Diğer yandan; her ne kadar tek başına etkili sonuçlar doğurması olanağı bulunmamakla birlikte, dava konusu kararının hukuksal niteliği, konusu projeye ilişkin olarak alınacak izinler ve bu izinler kapsamında yürütülecek iş ve işlemlere temel oluşturması göz önünde bulundurulduğunda, yürütülmesi durumunda giderilmesi güç zararlara neden olabileceğinin de kabulü gerekmektedir.

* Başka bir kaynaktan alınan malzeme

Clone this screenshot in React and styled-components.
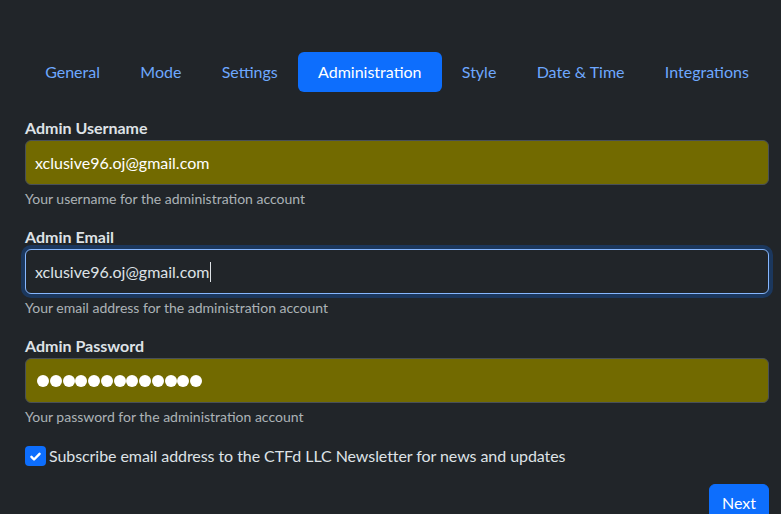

Açıklanan nedenlerle; hukuka aykırılığı açık olan dava konusu işlemin; uygulanması halinde telafisi güç zararlar doğabileceğinden 2577 Sayılı Kanunun 27. maddesi uyarınca teminat alınmaksızın yürütmesinin durdurulmasına, 2577 sayılı İdari Yargılama Usulü Kanununa 6545 sayılı Kanununun 18. maddesiyle eklenen ‘İvedi yargılama usulü’ başlıklı 20/A maddesinin 2. bendinin (e) alt bendi uyarınca itiraz yolu kapalı olmak üzere; oybirliğiyle karar verildi.”